The code has the small distinction of using a binomial_logit rather than bernoulli logit function. I also got rid of the “a” parameter because I wasn’t sure what it did, and it seemed to be an extra source of noise in this case. Aside from that it’s pretty similar:

data {
int<lower=1> N1;
real x1[N1];
int<lower=0> M1[N1];
int<lower=0> z1[N1];
int<lower=1> N2;
real x2[N2];
}
transformed data {
real delta = 1e-9;
int<lower=1> N = N1 + N2;
real x[N];
for (n1 in 1:N1) x[n1] = x1[n1];
for (n2 in 1:N2) x[N1 + n2] = x2[n2];
}
parameters {
real<lower=0> rho;
real<lower=0> alpha;
vector[N] eta;
}
transformed parameters {
vector[N] f;
{
matrix[N, N] L_K;
matrix[N, N] K = cov_exp_quad(x, alpha, rho);
// diagonal elements
for (n in 1:N)
K[n, n] = K[n, n] + delta;
L_K = cholesky_decompose(K);
f = L_K * eta;
}
}
model {
rho ~ inv_gamma(5, 5);
alpha ~ std_normal();
eta ~ std_normal();
a ~ std_normal();
z1 ~ binomial_logit(M1,f[1:N1]);
}

If I want to calculate f as the difference in score between just two teams using historical matches, this does reasonably well (although the number of games admittedly isn’t high, so there isn’t a huge amount of change found).

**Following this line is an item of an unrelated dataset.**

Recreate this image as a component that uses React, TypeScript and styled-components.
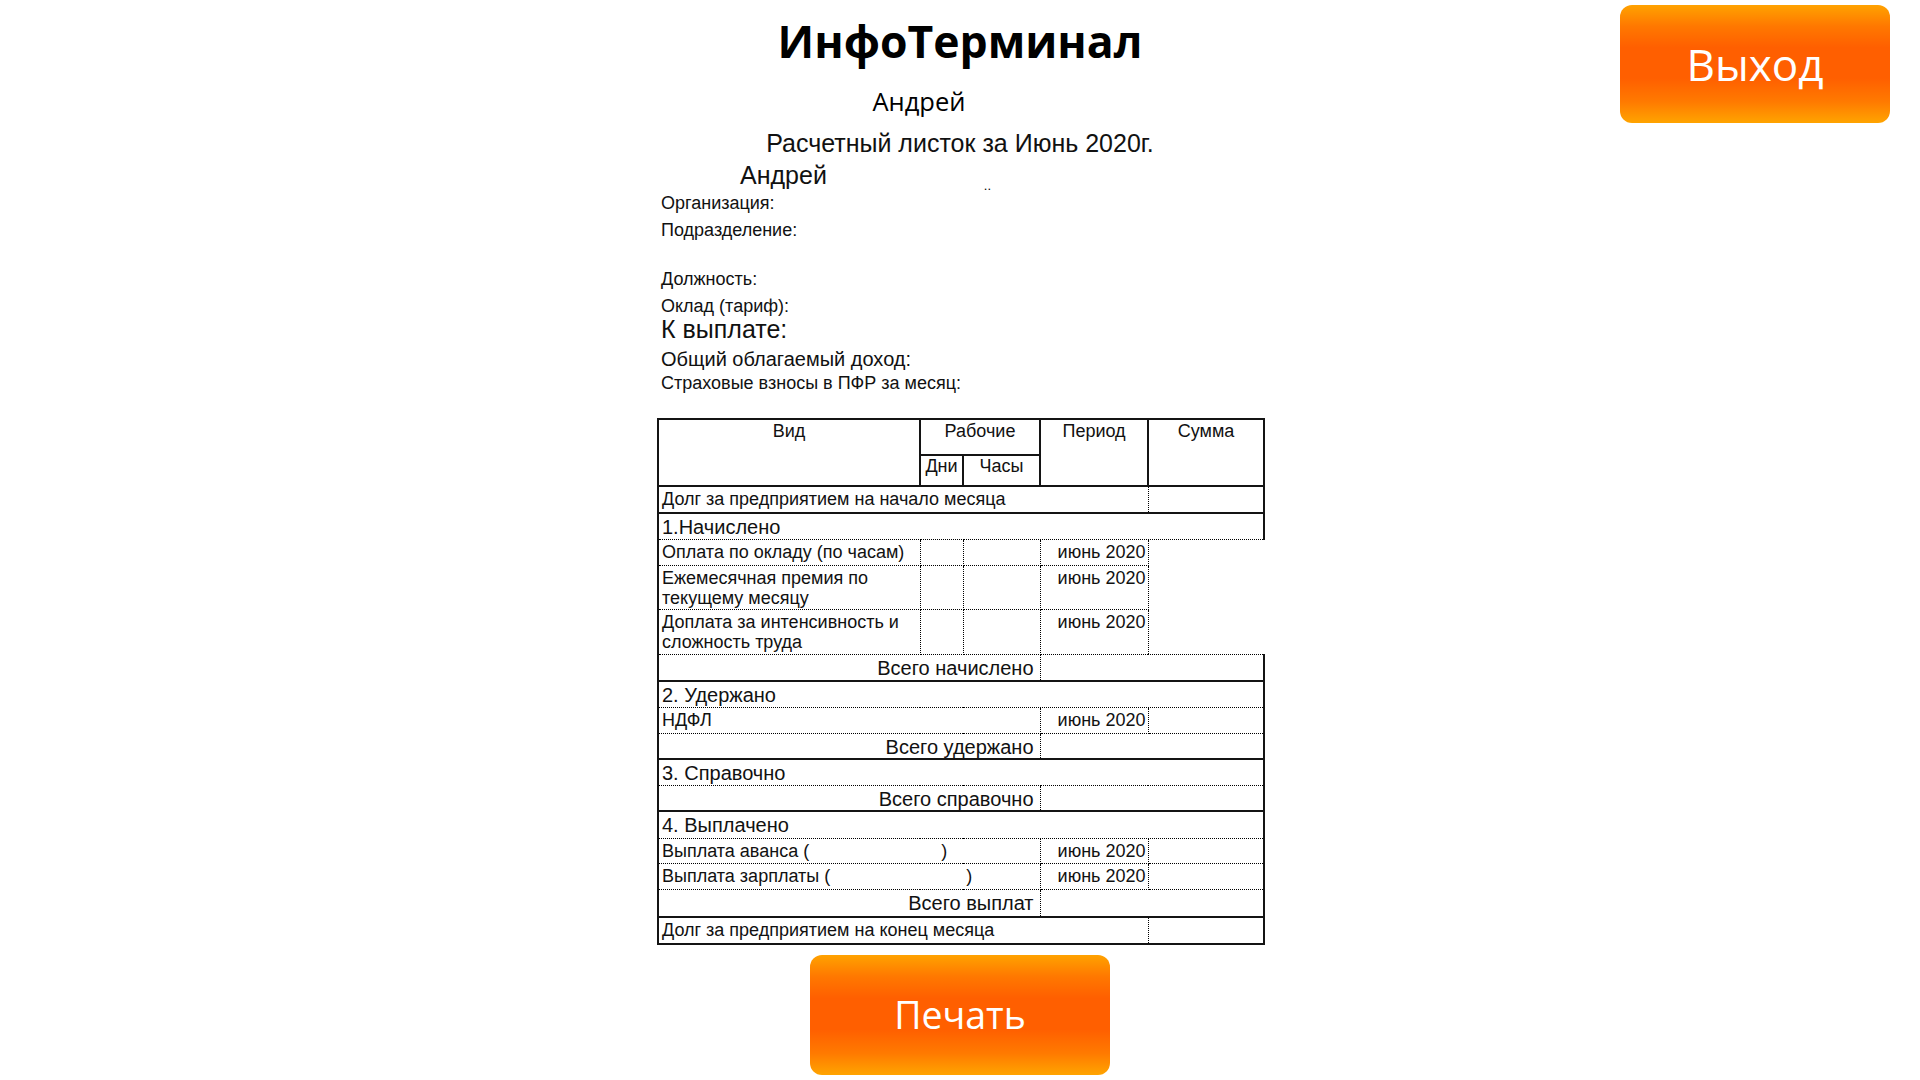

The issue comes when I have different teams because the data structure isn’t something that will play nicely with Stan. Each team will have a different number of N1 games that they have participated in, so we need to make, let’s call it J different f curves each with their own set and number of x values that we need to take the difference of to get our bernoulli_logit probabilities. As far as I know, this requires initializing a different number of parameters depending on J which I’m not sure how to do. In fact, because we’re looking at the differences between f values for our logit function, we’re going to have to keep track of which x values in one f correspond to which x values in the other f which is all rather complicated. Advice on this would be greatly appreciated.